> _Interface markup and scripts_:
┌──

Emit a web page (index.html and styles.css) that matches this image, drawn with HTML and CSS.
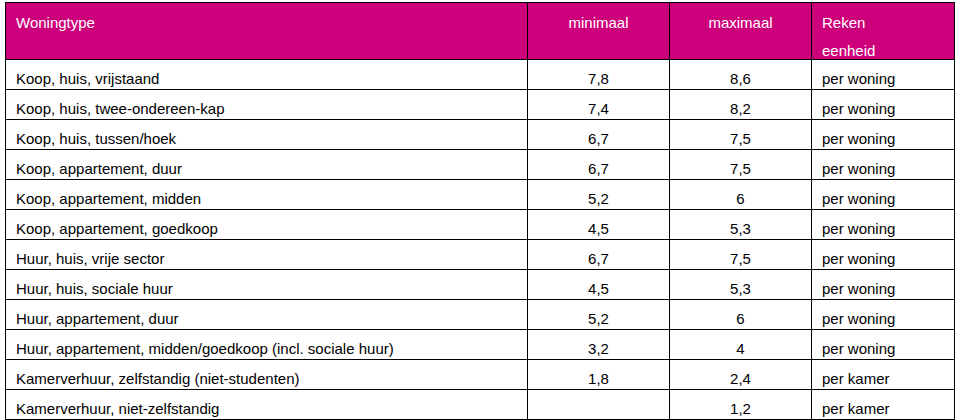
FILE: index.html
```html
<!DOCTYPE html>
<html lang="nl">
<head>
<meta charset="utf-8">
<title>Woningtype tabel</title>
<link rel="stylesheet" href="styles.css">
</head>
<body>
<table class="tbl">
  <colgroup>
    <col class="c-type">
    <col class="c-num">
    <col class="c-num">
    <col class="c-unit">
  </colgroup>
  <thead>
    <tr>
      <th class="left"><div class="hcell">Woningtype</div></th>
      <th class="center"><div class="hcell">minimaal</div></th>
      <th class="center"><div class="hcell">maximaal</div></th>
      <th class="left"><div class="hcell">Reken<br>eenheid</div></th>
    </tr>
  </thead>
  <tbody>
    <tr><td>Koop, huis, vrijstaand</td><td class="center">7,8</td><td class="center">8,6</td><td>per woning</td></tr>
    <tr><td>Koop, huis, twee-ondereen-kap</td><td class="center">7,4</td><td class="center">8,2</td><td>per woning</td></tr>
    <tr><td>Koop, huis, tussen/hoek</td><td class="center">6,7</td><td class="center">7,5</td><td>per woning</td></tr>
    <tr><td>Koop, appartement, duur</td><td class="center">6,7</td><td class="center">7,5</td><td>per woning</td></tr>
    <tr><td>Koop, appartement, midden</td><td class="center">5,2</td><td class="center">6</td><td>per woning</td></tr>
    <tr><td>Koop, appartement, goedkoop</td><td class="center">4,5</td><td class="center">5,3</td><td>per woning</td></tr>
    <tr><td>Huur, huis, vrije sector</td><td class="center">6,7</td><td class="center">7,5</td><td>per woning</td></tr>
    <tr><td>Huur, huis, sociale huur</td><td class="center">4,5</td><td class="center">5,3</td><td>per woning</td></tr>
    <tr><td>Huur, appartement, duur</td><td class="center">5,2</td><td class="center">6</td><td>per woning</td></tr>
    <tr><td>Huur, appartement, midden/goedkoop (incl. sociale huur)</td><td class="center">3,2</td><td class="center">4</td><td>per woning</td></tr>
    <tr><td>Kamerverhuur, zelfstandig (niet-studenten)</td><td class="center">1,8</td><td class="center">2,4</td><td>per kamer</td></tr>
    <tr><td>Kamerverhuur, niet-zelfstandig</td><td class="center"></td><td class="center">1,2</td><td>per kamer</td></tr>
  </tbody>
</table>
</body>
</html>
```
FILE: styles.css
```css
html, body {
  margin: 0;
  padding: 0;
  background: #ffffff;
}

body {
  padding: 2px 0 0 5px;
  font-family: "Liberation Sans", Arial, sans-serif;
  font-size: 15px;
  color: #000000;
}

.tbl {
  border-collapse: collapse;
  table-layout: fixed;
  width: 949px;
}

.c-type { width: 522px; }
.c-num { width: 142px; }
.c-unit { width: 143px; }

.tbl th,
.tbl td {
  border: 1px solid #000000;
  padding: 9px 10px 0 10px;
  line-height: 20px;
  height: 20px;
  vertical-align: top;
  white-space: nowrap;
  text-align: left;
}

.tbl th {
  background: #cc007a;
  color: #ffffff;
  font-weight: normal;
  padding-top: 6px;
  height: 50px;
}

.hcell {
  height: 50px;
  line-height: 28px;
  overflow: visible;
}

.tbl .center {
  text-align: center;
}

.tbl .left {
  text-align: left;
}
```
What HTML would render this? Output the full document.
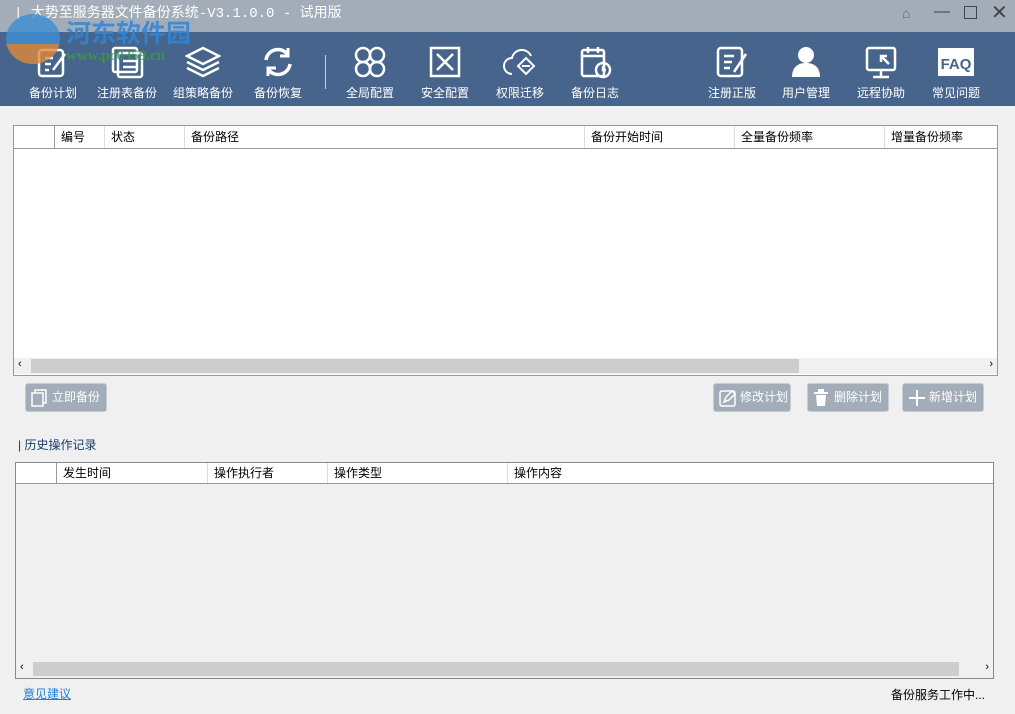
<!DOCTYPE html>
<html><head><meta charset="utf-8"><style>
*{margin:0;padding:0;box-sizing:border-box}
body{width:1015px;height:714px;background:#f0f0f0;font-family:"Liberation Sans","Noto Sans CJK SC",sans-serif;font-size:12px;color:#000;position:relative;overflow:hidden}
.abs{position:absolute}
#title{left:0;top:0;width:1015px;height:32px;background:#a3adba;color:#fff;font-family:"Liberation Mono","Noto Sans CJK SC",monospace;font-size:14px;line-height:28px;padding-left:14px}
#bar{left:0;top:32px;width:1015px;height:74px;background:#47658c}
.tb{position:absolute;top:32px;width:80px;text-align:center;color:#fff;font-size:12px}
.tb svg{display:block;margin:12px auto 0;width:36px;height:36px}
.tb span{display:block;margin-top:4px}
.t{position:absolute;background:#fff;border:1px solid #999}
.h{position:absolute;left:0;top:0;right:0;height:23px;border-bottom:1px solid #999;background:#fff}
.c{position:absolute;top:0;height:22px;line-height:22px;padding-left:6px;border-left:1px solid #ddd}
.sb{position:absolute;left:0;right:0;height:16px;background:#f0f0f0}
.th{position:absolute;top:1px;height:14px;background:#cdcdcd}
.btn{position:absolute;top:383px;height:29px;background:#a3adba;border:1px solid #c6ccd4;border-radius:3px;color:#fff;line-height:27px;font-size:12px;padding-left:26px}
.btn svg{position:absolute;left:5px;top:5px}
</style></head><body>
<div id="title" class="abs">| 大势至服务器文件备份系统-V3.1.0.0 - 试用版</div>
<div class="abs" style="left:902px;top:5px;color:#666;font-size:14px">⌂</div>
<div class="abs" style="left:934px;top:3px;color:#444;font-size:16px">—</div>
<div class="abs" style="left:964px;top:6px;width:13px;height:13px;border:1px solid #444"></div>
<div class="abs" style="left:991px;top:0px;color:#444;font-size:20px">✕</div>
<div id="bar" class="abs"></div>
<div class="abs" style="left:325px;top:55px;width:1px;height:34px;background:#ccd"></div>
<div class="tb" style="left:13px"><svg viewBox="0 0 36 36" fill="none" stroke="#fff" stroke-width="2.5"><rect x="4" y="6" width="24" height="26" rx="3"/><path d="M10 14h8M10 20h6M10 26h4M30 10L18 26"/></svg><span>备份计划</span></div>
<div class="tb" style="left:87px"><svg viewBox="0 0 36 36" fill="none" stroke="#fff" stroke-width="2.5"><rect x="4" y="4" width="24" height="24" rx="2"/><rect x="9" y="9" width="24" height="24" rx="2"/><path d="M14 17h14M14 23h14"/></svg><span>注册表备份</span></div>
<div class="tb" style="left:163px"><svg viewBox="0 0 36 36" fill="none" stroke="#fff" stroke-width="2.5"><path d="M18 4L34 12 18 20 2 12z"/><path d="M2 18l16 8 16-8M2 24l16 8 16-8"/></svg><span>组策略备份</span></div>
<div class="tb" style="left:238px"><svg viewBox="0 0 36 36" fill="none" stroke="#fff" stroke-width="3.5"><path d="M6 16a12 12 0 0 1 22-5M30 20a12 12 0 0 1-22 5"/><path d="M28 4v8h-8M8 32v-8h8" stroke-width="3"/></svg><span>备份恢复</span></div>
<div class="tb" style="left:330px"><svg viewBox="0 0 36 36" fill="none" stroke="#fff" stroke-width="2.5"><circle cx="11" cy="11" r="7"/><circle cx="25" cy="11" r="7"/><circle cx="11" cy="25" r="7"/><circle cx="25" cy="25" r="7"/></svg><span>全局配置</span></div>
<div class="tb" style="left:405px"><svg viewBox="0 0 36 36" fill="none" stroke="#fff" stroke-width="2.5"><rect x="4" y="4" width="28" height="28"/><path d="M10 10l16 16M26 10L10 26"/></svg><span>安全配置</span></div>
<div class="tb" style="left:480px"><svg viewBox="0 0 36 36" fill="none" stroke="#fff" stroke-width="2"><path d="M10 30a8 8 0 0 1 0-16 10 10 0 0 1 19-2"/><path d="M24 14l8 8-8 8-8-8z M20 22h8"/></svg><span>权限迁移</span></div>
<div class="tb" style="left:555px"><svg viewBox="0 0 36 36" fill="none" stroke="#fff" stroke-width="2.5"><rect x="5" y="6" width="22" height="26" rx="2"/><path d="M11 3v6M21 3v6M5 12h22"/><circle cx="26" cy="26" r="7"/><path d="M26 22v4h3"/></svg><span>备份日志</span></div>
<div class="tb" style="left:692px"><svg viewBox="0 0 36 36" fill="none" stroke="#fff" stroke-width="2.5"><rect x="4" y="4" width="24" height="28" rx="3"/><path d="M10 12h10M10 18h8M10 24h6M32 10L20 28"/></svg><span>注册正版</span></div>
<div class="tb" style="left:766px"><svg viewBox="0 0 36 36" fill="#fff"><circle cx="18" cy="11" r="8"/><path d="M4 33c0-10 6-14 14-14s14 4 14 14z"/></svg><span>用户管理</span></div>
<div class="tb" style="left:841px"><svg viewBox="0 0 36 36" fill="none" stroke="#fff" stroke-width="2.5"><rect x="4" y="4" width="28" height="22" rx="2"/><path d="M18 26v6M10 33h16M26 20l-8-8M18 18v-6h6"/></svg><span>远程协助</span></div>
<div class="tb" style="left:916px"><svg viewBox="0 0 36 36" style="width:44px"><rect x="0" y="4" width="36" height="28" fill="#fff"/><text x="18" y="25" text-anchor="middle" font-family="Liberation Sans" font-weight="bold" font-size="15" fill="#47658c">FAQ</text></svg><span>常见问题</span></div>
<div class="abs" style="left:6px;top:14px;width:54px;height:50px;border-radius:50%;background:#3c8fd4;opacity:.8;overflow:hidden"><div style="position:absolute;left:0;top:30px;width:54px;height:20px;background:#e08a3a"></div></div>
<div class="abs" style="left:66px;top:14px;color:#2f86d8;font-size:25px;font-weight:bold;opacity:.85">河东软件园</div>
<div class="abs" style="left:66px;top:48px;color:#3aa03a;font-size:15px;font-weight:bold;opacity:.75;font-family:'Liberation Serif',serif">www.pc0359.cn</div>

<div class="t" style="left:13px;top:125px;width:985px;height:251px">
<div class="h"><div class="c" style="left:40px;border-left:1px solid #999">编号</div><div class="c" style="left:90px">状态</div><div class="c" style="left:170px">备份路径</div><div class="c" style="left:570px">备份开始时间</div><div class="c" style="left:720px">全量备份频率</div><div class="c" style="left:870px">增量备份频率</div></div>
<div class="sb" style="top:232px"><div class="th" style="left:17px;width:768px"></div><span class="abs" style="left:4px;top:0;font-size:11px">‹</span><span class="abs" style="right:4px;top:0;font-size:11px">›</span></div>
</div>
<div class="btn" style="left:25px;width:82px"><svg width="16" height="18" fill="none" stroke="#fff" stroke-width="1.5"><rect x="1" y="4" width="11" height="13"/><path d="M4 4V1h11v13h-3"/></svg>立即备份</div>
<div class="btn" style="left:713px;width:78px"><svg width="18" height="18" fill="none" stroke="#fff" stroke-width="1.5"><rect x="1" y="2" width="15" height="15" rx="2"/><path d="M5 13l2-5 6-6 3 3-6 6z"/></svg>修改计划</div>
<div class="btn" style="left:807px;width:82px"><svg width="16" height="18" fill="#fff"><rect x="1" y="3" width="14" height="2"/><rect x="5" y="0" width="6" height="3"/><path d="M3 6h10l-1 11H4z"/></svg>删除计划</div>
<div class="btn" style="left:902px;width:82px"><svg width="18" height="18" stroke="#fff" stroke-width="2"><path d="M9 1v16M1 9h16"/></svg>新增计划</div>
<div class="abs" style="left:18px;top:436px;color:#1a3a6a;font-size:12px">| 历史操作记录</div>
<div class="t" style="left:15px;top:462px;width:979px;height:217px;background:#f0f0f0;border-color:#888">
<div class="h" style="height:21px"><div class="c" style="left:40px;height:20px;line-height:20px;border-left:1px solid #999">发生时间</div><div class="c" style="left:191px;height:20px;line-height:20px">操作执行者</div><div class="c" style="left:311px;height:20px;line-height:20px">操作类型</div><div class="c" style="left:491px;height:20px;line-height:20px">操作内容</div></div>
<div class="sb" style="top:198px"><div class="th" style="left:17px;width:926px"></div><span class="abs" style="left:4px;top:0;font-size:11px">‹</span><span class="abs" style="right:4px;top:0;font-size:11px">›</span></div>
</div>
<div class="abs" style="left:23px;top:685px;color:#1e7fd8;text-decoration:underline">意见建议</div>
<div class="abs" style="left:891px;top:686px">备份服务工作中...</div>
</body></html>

└──

Of the lines above, how many hold the string "this"? Answer with only the number.

> _EXERCISE ANSWER_: 2